Work required:
Leave the pictures out, and output exactly the lines from the one containing "Rebuild this screenshot" through the one containing "export default App;".

Information shown:
┄┄┄┄┄┄┄┄┄┄┄┄┄┄┄┄┄┄┄┄

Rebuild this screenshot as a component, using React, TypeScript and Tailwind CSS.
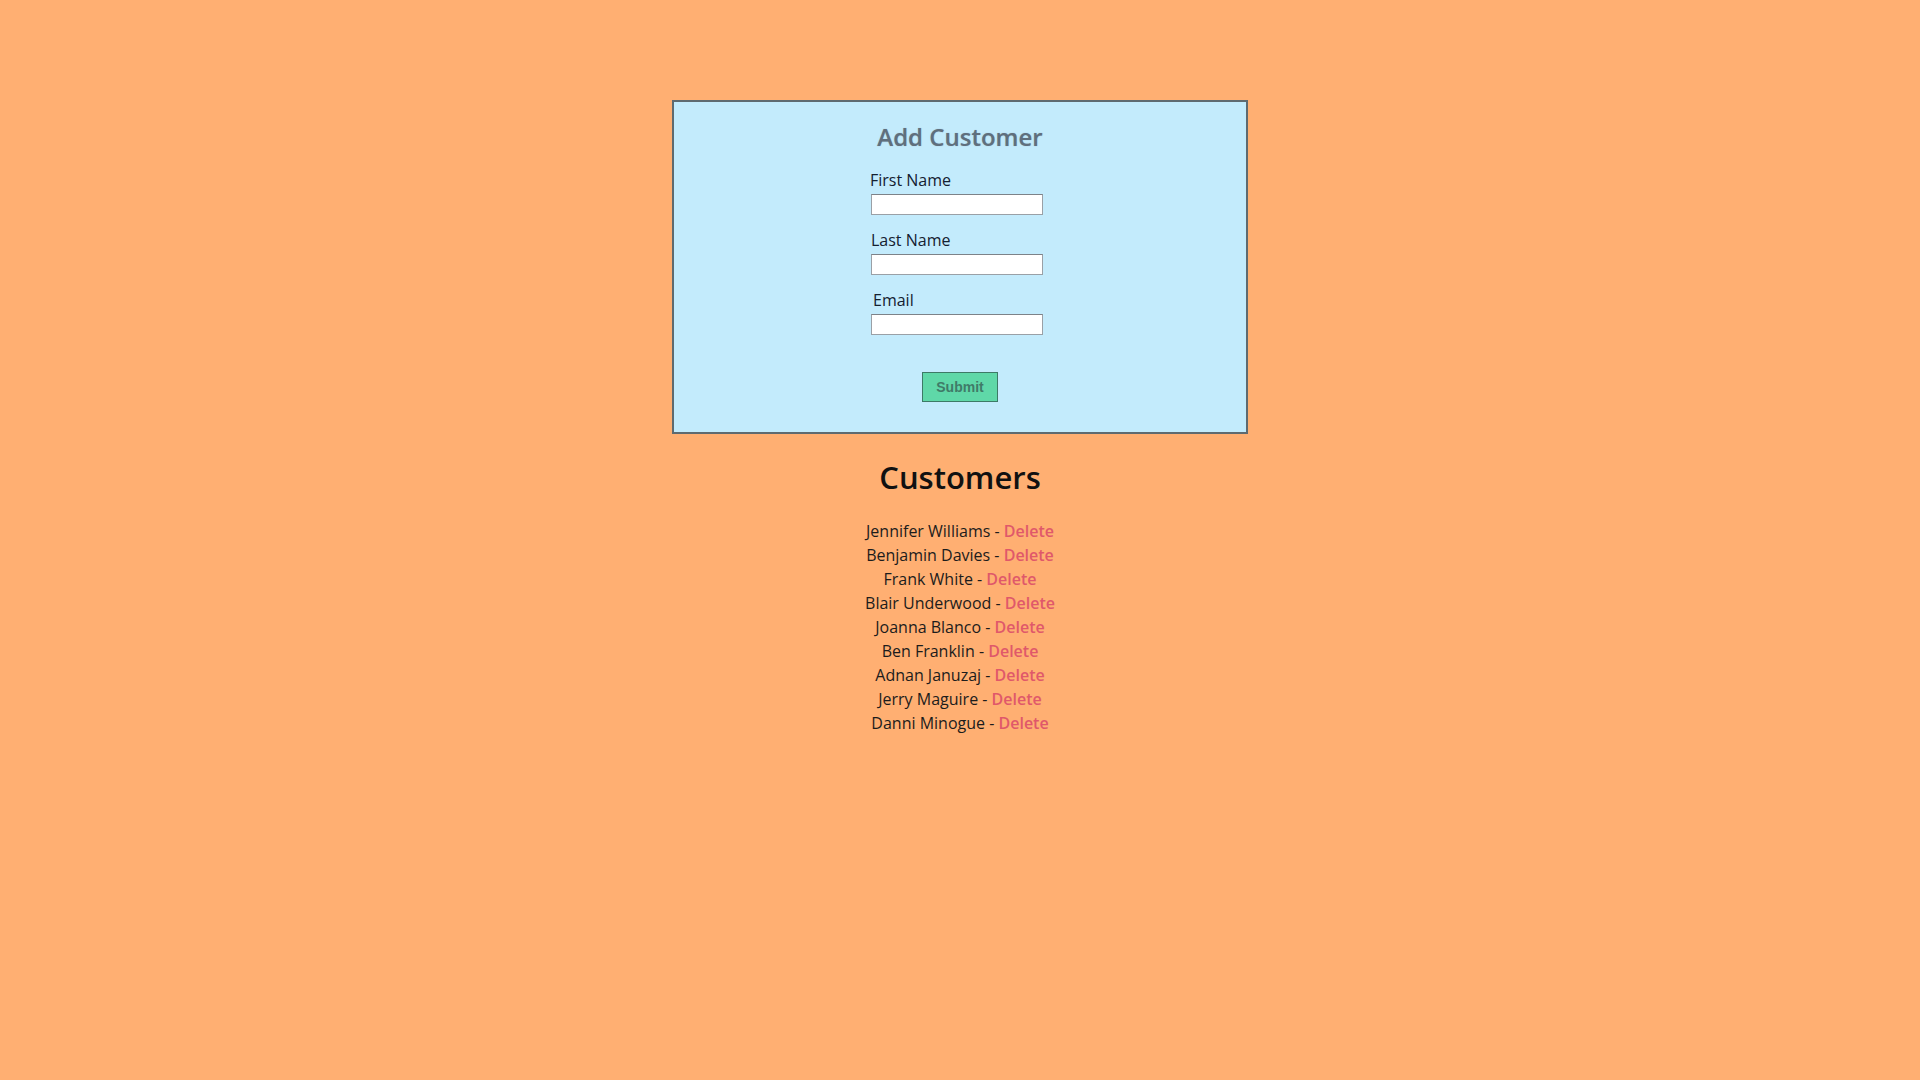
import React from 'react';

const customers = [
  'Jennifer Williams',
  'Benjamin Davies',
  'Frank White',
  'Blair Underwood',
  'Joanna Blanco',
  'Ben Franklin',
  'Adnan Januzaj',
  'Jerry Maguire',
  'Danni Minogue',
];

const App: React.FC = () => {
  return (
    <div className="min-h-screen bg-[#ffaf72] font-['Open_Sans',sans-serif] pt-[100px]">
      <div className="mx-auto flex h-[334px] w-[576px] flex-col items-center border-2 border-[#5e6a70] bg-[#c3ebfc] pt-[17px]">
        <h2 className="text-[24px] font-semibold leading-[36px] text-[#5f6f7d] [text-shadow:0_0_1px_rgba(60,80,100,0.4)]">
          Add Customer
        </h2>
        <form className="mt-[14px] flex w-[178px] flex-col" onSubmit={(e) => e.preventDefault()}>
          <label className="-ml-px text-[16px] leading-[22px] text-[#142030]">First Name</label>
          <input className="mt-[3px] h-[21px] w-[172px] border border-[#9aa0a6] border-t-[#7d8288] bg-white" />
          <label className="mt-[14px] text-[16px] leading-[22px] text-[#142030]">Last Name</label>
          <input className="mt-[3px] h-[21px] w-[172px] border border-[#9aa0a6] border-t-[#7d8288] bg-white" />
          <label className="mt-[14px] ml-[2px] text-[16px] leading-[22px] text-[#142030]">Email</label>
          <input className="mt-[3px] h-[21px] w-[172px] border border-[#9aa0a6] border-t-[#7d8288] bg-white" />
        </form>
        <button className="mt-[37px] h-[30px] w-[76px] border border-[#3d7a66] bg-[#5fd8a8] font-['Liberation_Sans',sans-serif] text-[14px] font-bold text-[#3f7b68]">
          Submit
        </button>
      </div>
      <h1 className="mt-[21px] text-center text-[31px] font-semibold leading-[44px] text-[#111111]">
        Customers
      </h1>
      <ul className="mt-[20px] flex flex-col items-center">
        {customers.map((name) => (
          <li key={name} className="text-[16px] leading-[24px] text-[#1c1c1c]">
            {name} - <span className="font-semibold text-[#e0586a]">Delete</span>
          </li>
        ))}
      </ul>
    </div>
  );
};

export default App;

┄┄┄┄┄┄┄┄┄┄┄┄┄┄┄┄┄┄┄┄

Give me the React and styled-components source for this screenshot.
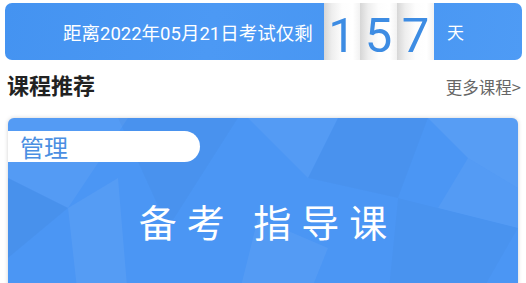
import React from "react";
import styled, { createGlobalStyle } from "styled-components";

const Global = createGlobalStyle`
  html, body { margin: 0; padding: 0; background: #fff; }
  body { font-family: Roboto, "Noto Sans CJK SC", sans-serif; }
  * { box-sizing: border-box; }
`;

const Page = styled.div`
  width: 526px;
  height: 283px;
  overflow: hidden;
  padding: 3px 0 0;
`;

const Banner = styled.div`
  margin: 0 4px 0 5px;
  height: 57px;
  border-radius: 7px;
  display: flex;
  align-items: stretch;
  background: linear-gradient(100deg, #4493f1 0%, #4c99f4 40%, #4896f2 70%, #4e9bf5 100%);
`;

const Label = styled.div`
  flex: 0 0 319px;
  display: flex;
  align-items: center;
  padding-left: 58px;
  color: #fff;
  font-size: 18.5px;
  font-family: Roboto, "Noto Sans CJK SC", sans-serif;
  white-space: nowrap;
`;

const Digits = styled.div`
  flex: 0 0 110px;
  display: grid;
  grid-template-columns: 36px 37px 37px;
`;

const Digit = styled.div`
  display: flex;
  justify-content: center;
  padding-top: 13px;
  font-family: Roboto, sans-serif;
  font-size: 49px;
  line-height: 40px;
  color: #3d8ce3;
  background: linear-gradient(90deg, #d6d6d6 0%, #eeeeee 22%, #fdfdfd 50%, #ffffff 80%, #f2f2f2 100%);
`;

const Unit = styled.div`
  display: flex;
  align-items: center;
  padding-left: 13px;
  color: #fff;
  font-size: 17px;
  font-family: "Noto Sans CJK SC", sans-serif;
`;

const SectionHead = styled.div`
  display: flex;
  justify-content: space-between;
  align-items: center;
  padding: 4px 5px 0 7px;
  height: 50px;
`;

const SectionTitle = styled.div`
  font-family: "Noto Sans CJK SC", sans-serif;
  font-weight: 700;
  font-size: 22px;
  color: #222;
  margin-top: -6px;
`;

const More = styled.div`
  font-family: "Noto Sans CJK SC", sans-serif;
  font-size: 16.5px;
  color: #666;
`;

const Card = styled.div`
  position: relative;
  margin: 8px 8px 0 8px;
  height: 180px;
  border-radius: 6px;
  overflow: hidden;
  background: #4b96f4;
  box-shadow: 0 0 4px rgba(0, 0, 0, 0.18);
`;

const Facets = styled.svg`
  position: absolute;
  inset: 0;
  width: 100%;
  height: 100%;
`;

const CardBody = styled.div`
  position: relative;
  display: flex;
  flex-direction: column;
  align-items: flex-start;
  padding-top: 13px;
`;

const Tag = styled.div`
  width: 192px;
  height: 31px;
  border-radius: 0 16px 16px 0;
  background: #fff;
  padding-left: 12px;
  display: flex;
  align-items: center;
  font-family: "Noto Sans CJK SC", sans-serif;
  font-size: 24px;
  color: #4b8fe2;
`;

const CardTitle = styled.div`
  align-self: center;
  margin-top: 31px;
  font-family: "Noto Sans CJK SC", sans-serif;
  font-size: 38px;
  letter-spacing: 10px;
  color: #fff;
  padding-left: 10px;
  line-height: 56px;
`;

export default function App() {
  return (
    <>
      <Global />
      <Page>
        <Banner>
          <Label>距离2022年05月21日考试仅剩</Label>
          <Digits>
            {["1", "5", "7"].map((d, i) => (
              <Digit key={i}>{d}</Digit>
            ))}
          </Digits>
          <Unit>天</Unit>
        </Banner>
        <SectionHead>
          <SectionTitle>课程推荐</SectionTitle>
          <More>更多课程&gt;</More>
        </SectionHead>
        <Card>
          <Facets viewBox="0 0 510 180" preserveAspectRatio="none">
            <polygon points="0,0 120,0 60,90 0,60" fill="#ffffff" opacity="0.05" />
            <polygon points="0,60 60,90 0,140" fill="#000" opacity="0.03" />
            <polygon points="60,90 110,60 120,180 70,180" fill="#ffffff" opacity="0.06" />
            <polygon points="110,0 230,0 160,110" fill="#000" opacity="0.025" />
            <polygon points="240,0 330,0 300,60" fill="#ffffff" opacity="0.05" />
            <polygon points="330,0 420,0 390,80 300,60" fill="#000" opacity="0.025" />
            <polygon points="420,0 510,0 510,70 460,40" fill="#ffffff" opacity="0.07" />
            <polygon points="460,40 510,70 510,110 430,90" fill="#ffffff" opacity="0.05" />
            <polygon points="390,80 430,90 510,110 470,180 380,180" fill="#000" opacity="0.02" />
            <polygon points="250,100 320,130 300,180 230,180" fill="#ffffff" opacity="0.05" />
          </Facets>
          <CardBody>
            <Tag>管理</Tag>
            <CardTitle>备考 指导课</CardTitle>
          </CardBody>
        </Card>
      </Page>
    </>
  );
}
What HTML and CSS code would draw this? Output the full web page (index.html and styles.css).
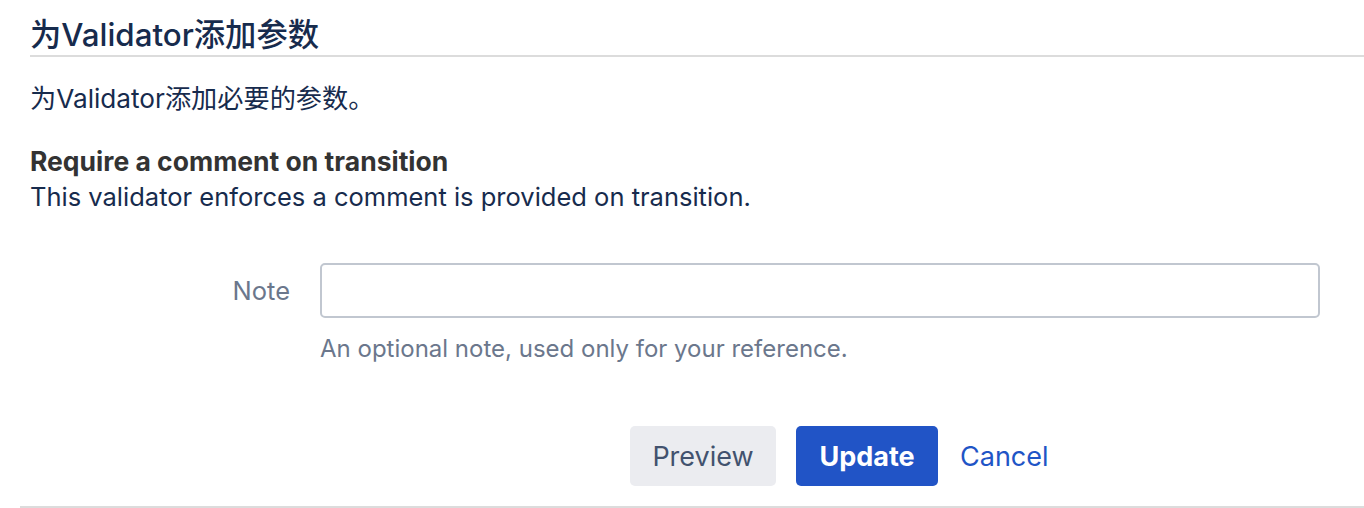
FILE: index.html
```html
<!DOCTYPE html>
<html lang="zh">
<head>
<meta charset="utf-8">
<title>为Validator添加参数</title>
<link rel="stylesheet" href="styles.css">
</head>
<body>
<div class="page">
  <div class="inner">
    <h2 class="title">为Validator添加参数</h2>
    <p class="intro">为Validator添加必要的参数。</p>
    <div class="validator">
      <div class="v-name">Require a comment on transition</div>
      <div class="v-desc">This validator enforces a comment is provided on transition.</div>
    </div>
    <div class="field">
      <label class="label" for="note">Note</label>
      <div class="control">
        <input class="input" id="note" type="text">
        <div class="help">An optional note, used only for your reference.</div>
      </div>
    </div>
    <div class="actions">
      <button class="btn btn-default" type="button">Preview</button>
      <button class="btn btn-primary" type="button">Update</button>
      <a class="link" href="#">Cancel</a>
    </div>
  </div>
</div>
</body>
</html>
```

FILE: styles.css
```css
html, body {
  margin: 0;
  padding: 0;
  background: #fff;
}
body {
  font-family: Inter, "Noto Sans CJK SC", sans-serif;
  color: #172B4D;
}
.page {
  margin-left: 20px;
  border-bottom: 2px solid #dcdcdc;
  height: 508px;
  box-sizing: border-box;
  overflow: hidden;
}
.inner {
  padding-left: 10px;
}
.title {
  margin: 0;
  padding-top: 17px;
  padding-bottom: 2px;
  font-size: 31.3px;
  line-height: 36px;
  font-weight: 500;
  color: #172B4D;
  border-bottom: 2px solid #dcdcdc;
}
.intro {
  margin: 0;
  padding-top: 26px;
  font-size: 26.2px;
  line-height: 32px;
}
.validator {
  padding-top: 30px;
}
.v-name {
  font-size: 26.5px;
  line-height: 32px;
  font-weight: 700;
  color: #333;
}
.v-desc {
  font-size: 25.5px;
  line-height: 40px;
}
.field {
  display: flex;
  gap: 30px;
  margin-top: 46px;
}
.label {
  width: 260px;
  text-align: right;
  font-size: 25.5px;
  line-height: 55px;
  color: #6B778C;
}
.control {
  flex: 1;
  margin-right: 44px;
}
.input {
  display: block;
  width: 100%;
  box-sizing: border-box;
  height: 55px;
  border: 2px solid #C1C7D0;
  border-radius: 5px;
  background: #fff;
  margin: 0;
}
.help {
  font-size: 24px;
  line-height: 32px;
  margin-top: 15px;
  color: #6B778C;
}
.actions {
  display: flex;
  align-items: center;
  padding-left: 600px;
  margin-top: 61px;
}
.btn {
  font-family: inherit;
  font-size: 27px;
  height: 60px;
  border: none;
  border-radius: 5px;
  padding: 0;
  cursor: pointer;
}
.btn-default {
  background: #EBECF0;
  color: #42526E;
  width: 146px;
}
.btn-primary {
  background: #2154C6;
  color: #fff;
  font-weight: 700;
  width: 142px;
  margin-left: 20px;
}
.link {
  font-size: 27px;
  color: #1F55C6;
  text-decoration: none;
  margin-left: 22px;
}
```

┄┄┄┄┄┄┄┄┄┄┄┄┄┄┄┄┄┄┄┄

Response below:
Rebuild this screenshot as a component, using React, TypeScript and Tailwind CSS.
import React from 'react';

const customers = [
  'Jennifer Williams',
  'Benjamin Davies',
  'Frank White',
  'Blair Underwood',
  'Joanna Blanco',
  'Ben Franklin',
  'Adnan Januzaj',
  'Jerry Maguire',
  'Danni Minogue',
];

const App: React.FC = () => {
  return (
    <div className="min-h-screen bg-[#ffaf72] font-['Open_Sans',sans-serif] pt-[100px]">
      <div className="mx-auto flex h-[334px] w-[576px] flex-col items-center border-2 border-[#5e6a70] bg-[#c3ebfc] pt-[17px]">
        <h2 className="text-[24px] font-semibold leading-[36px] text-[#5f6f7d] [text-shadow:0_0_1px_rgba(60,80,100,0.4)]">
          Add Customer
        </h2>
        <form className="mt-[14px] flex w-[178px] flex-col" onSubmit={(e) => e.preventDefault()}>
          <label className="-ml-px text-[16px] leading-[22px] text-[#142030]">First Name</label>
          <input className="mt-[3px] h-[21px] w-[172px] border border-[#9aa0a6] border-t-[#7d8288] bg-white" />
          <label className="mt-[14px] text-[16px] leading-[22px] text-[#142030]">Last Name</label>
          <input className="mt-[3px] h-[21px] w-[172px] border border-[#9aa0a6] border-t-[#7d8288] bg-white" />
          <label className="mt-[14px] ml-[2px] text-[16px] leading-[22px] text-[#142030]">Email</label>
          <input className="mt-[3px] h-[21px] w-[172px] border border-[#9aa0a6] border-t-[#7d8288] bg-white" />
        </form>
        <button className="mt-[37px] h-[30px] w-[76px] border border-[#3d7a66] bg-[#5fd8a8] font-['Liberation_Sans',sans-serif] text-[14px] font-bold text-[#3f7b68]">
          Submit
        </button>
      </div>
      <h1 className="mt-[21px] text-center text-[31px] font-semibold leading-[44px] text-[#111111]">
        Customers
      </h1>
      <ul className="mt-[20px] flex flex-col items-center">
        {customers.map((name) => (
          <li key={name} className="text-[16px] leading-[24px] text-[#1c1c1c]">
            {name} - <span className="font-semibold text-[#e0586a]">Delete</span>
          </li>
        ))}
      </ul>
    </div>
  );
};

export default App;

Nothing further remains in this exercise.